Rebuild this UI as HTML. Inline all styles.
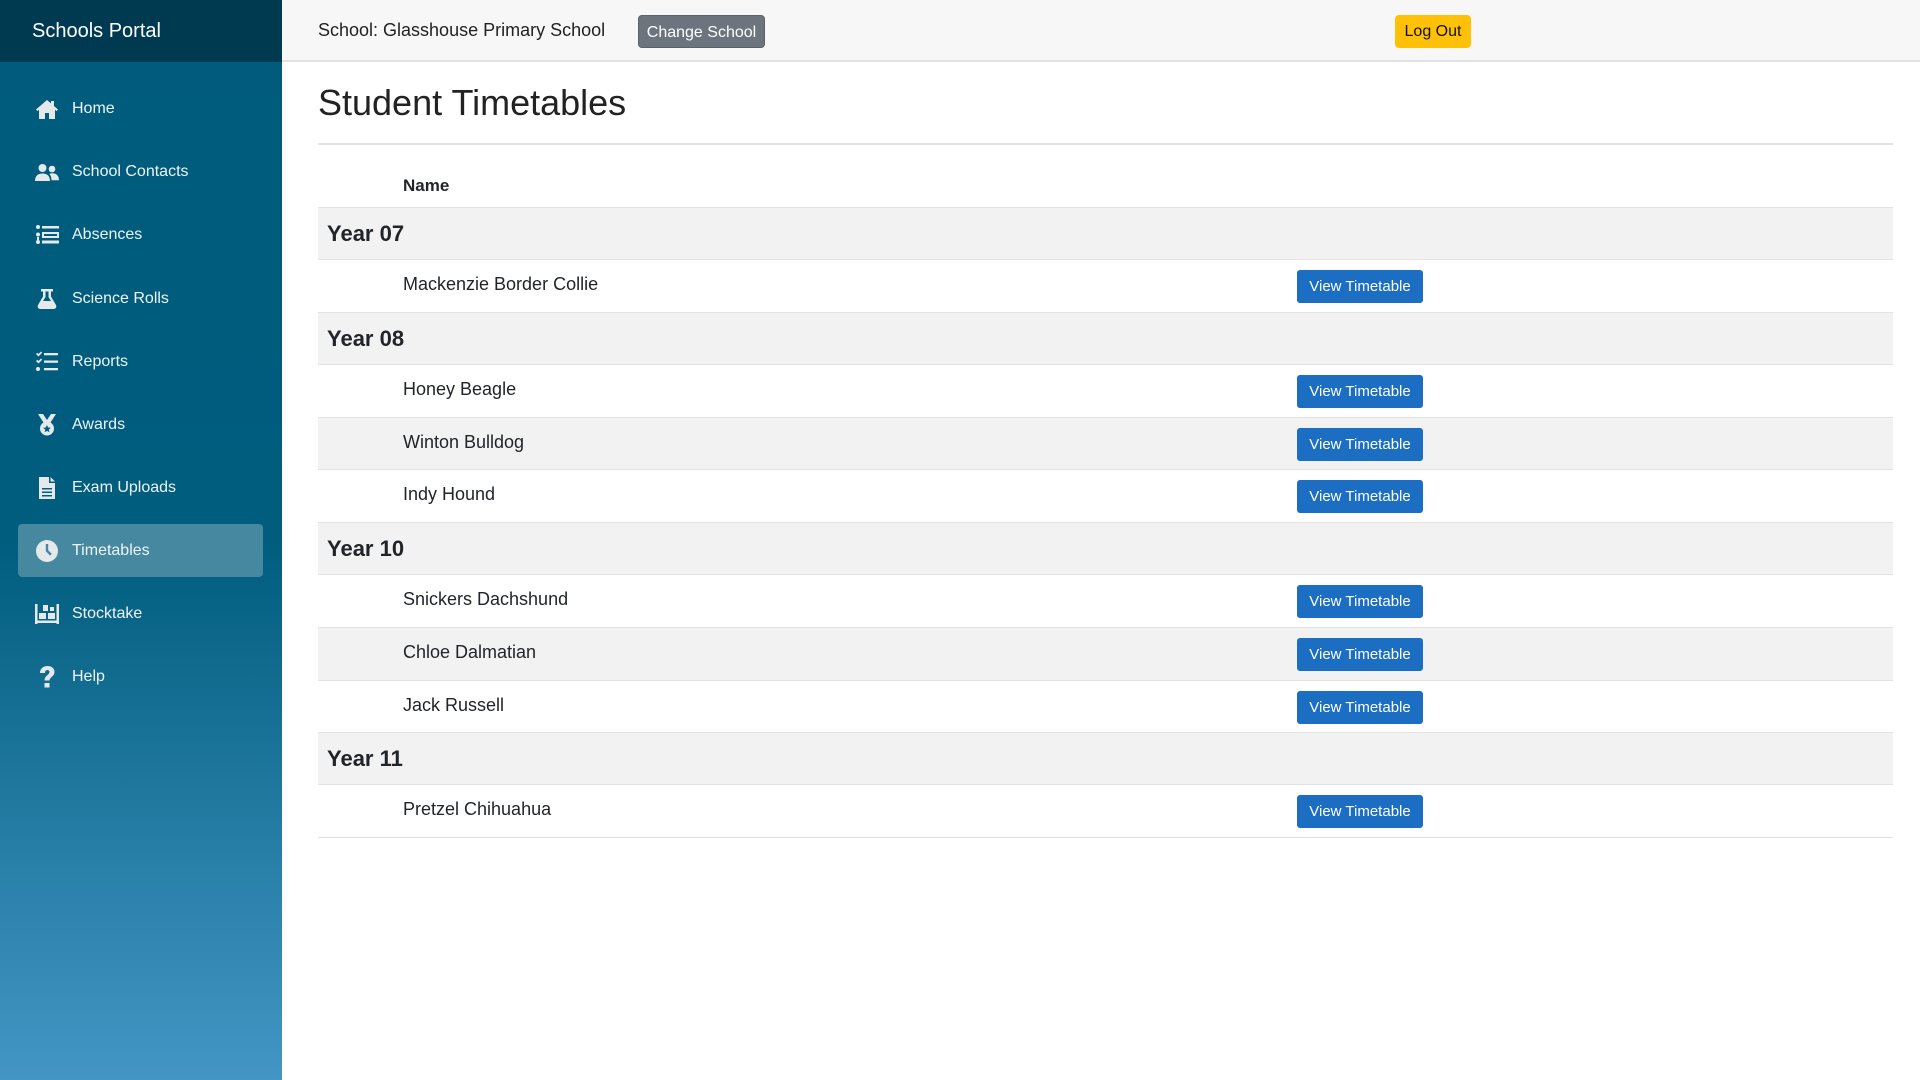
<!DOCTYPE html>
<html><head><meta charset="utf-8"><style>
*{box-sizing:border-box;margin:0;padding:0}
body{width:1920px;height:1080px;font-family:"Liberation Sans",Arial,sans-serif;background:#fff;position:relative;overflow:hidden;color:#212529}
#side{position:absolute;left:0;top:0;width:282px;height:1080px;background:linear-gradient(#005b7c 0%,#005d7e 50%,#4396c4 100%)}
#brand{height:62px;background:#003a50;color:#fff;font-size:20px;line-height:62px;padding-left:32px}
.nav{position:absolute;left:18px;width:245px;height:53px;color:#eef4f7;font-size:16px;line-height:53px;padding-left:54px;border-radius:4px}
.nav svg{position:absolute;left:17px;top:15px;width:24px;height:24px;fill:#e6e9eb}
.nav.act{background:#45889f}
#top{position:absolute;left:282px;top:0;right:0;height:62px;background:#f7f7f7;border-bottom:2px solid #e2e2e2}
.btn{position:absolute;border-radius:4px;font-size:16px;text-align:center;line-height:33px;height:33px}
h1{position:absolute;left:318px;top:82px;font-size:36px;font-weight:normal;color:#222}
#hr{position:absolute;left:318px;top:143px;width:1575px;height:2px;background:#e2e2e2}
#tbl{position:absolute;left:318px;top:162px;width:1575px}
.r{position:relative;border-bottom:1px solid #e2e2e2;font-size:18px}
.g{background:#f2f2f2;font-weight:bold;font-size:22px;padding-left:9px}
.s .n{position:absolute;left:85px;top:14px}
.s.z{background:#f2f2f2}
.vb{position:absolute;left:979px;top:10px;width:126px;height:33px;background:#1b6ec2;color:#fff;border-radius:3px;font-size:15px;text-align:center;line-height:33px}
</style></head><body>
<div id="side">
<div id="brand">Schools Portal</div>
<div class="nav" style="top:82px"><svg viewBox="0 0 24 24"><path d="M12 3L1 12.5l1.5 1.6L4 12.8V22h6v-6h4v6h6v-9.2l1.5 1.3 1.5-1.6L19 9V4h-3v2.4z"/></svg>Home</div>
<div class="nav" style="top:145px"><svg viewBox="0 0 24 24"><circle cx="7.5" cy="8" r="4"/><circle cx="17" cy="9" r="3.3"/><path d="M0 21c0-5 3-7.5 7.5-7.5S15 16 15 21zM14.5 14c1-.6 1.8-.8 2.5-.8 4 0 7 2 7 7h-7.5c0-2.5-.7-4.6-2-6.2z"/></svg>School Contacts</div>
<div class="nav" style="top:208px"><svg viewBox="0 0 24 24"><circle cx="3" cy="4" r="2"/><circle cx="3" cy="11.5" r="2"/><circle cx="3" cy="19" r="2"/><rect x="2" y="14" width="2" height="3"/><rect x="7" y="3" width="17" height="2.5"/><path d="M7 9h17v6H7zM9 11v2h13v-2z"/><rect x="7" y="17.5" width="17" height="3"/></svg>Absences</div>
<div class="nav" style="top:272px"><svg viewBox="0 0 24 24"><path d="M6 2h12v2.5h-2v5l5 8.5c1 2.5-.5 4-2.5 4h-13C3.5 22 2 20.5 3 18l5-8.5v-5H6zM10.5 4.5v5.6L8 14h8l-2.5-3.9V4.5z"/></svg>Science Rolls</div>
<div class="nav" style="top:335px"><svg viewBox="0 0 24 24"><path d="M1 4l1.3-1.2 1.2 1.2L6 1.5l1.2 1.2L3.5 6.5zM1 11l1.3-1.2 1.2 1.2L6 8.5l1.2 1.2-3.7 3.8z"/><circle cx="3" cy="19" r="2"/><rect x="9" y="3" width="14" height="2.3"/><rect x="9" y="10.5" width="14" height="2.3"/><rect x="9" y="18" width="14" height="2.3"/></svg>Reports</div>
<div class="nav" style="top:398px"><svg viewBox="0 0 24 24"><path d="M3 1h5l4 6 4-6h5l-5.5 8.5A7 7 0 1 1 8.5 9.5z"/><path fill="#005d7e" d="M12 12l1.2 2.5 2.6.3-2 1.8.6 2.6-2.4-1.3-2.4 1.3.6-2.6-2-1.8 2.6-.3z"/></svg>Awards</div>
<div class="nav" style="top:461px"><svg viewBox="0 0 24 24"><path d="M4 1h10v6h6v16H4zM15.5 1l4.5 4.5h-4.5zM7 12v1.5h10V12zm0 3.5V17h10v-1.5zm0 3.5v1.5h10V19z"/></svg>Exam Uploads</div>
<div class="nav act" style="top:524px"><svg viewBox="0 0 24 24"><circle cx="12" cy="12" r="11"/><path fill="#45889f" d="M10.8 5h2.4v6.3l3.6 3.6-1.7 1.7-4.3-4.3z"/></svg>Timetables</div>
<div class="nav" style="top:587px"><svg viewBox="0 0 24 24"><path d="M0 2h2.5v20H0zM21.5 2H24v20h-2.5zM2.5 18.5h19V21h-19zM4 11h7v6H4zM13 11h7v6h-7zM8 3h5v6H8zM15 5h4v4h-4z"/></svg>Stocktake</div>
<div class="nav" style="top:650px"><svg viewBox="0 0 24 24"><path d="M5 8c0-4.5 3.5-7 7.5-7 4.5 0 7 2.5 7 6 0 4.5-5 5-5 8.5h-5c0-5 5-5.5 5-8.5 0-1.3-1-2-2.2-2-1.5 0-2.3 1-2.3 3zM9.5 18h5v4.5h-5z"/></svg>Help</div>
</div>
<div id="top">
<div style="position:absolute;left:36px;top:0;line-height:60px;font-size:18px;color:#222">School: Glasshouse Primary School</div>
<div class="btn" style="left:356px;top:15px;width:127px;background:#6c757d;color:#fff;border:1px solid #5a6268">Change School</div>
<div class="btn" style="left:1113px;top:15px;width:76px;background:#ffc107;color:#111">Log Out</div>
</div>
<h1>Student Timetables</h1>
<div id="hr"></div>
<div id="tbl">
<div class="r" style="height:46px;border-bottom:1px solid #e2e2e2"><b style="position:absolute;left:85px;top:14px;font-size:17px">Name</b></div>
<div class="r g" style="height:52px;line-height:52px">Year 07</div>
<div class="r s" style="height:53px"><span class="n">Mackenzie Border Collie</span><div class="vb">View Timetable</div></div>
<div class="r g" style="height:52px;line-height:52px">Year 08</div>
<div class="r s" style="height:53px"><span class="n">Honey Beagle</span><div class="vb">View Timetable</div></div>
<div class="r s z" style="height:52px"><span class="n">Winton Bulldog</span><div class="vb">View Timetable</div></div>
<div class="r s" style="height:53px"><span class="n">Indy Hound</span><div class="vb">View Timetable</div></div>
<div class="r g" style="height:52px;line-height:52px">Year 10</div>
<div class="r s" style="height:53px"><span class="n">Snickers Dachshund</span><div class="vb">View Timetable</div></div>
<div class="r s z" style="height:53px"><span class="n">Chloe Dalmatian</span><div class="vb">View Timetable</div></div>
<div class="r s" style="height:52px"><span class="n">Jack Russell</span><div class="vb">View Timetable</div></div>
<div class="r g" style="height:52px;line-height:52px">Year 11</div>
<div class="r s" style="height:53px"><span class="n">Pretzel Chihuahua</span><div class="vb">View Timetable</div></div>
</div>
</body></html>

-----

Aim of the task | Write out each line again precisely as it appears, skipping every picture.

Reply |
Rebuild this UI as HTML. Inline all styles.
<!DOCTYPE html>
<html><head><meta charset="utf-8"><style>
*{box-sizing:border-box;margin:0;padding:0}
body{width:1920px;height:1080px;font-family:"Liberation Sans",Arial,sans-serif;background:#fff;position:relative;overflow:hidden;color:#212529}
#side{position:absolute;left:0;top:0;width:282px;height:1080px;background:linear-gradient(#005b7c 0%,#005d7e 50%,#4396c4 100%)}
#brand{height:62px;background:#003a50;color:#fff;font-size:20px;line-height:62px;padding-left:32px}
.nav{position:absolute;left:18px;width:245px;height:53px;color:#eef4f7;font-size:16px;line-height:53px;padding-left:54px;border-radius:4px}
.nav svg{position:absolute;left:17px;top:15px;width:24px;height:24px;fill:#e6e9eb}
.nav.act{background:#45889f}
#top{position:absolute;left:282px;top:0;right:0;height:62px;background:#f7f7f7;border-bottom:2px solid #e2e2e2}
.btn{position:absolute;border-radius:4px;font-size:16px;text-align:center;line-height:33px;height:33px}
h1{position:absolute;left:318px;top:82px;font-size:36px;font-weight:normal;color:#222}
#hr{position:absolute;left:318px;top:143px;width:1575px;height:2px;background:#e2e2e2}
#tbl{position:absolute;left:318px;top:162px;width:1575px}
.r{position:relative;border-bottom:1px solid #e2e2e2;font-size:18px}
.g{background:#f2f2f2;font-weight:bold;font-size:22px;padding-left:9px}
.s .n{position:absolute;left:85px;top:14px}
.s.z{background:#f2f2f2}
.vb{position:absolute;left:979px;top:10px;width:126px;height:33px;background:#1b6ec2;color:#fff;border-radius:3px;font-size:15px;text-align:center;line-height:33px}
</style></head><body>
<div id="side">
<div id="brand">Schools Portal</div>
<div class="nav" style="top:82px"><svg viewBox="0 0 24 24"><path d="M12 3L1 12.5l1.5 1.6L4 12.8V22h6v-6h4v6h6v-9.2l1.5 1.3 1.5-1.6L19 9V4h-3v2.4z"/></svg>Home</div>
<div class="nav" style="top:145px"><svg viewBox="0 0 24 24"><circle cx="7.5" cy="8" r="4"/><circle cx="17" cy="9" r="3.3"/><path d="M0 21c0-5 3-7.5 7.5-7.5S15 16 15 21zM14.5 14c1-.6 1.8-.8 2.5-.8 4 0 7 2 7 7h-7.5c0-2.5-.7-4.6-2-6.2z"/></svg>School Contacts</div>
<div class="nav" style="top:208px"><svg viewBox="0 0 24 24"><circle cx="3" cy="4" r="2"/><circle cx="3" cy="11.5" r="2"/><circle cx="3" cy="19" r="2"/><rect x="2" y="14" width="2" height="3"/><rect x="7" y="3" width="17" height="2.5"/><path d="M7 9h17v6H7zM9 11v2h13v-2z"/><rect x="7" y="17.5" width="17" height="3"/></svg>Absences</div>
<div class="nav" style="top:272px"><svg viewBox="0 0 24 24"><path d="M6 2h12v2.5h-2v5l5 8.5c1 2.5-.5 4-2.5 4h-13C3.5 22 2 20.5 3 18l5-8.5v-5H6zM10.5 4.5v5.6L8 14h8l-2.5-3.9V4.5z"/></svg>Science Rolls</div>
<div class="nav" style="top:335px"><svg viewBox="0 0 24 24"><path d="M1 4l1.3-1.2 1.2 1.2L6 1.5l1.2 1.2L3.5 6.5zM1 11l1.3-1.2 1.2 1.2L6 8.5l1.2 1.2-3.7 3.8z"/><circle cx="3" cy="19" r="2"/><rect x="9" y="3" width="14" height="2.3"/><rect x="9" y="10.5" width="14" height="2.3"/><rect x="9" y="18" width="14" height="2.3"/></svg>Reports</div>
<div class="nav" style="top:398px"><svg viewBox="0 0 24 24"><path d="M3 1h5l4 6 4-6h5l-5.5 8.5A7 7 0 1 1 8.5 9.5z"/><path fill="#005d7e" d="M12 12l1.2 2.5 2.6.3-2 1.8.6 2.6-2.4-1.3-2.4 1.3.6-2.6-2-1.8 2.6-.3z"/></svg>Awards</div>
<div class="nav" style="top:461px"><svg viewBox="0 0 24 24"><path d="M4 1h10v6h6v16H4zM15.5 1l4.5 4.5h-4.5zM7 12v1.5h10V12zm0 3.5V17h10v-1.5zm0 3.5v1.5h10V19z"/></svg>Exam Uploads</div>
<div class="nav act" style="top:524px"><svg viewBox="0 0 24 24"><circle cx="12" cy="12" r="11"/><path fill="#45889f" d="M10.8 5h2.4v6.3l3.6 3.6-1.7 1.7-4.3-4.3z"/></svg>Timetables</div>
<div class="nav" style="top:587px"><svg viewBox="0 0 24 24"><path d="M0 2h2.5v20H0zM21.5 2H24v20h-2.5zM2.5 18.5h19V21h-19zM4 11h7v6H4zM13 11h7v6h-7zM8 3h5v6H8zM15 5h4v4h-4z"/></svg>Stocktake</div>
<div class="nav" style="top:650px"><svg viewBox="0 0 24 24"><path d="M5 8c0-4.5 3.5-7 7.5-7 4.5 0 7 2.5 7 6 0 4.5-5 5-5 8.5h-5c0-5 5-5.5 5-8.5 0-1.3-1-2-2.2-2-1.5 0-2.3 1-2.3 3zM9.5 18h5v4.5h-5z"/></svg>Help</div>
</div>
<div id="top">
<div style="position:absolute;left:36px;top:0;line-height:60px;font-size:18px;color:#222">School: Glasshouse Primary School</div>
<div class="btn" style="left:356px;top:15px;width:127px;background:#6c757d;color:#fff;border:1px solid #5a6268">Change School</div>
<div class="btn" style="left:1113px;top:15px;width:76px;background:#ffc107;color:#111">Log Out</div>
</div>
<h1>Student Timetables</h1>
<div id="hr"></div>
<div id="tbl">
<div class="r" style="height:46px;border-bottom:1px solid #e2e2e2"><b style="position:absolute;left:85px;top:14px;font-size:17px">Name</b></div>
<div class="r g" style="height:52px;line-height:52px">Year 07</div>
<div class="r s" style="height:53px"><span class="n">Mackenzie Border Collie</span><div class="vb">View Timetable</div></div>
<div class="r g" style="height:52px;line-height:52px">Year 08</div>
<div class="r s" style="height:53px"><span class="n">Honey Beagle</span><div class="vb">View Timetable</div></div>
<div class="r s z" style="height:52px"><span class="n">Winton Bulldog</span><div class="vb">View Timetable</div></div>
<div class="r s" style="height:53px"><span class="n">Indy Hound</span><div class="vb">View Timetable</div></div>
<div class="r g" style="height:52px;line-height:52px">Year 10</div>
<div class="r s" style="height:53px"><span class="n">Snickers Dachshund</span><div class="vb">View Timetable</div></div>
<div class="r s z" style="height:53px"><span class="n">Chloe Dalmatian</span><div class="vb">View Timetable</div></div>
<div class="r s" style="height:52px"><span class="n">Jack Russell</span><div class="vb">View Timetable</div></div>
<div class="r g" style="height:52px;line-height:52px">Year 11</div>
<div class="r s" style="height:53px"><span class="n">Pretzel Chihuahua</span><div class="vb">View Timetable</div></div>
</div>
</body></html>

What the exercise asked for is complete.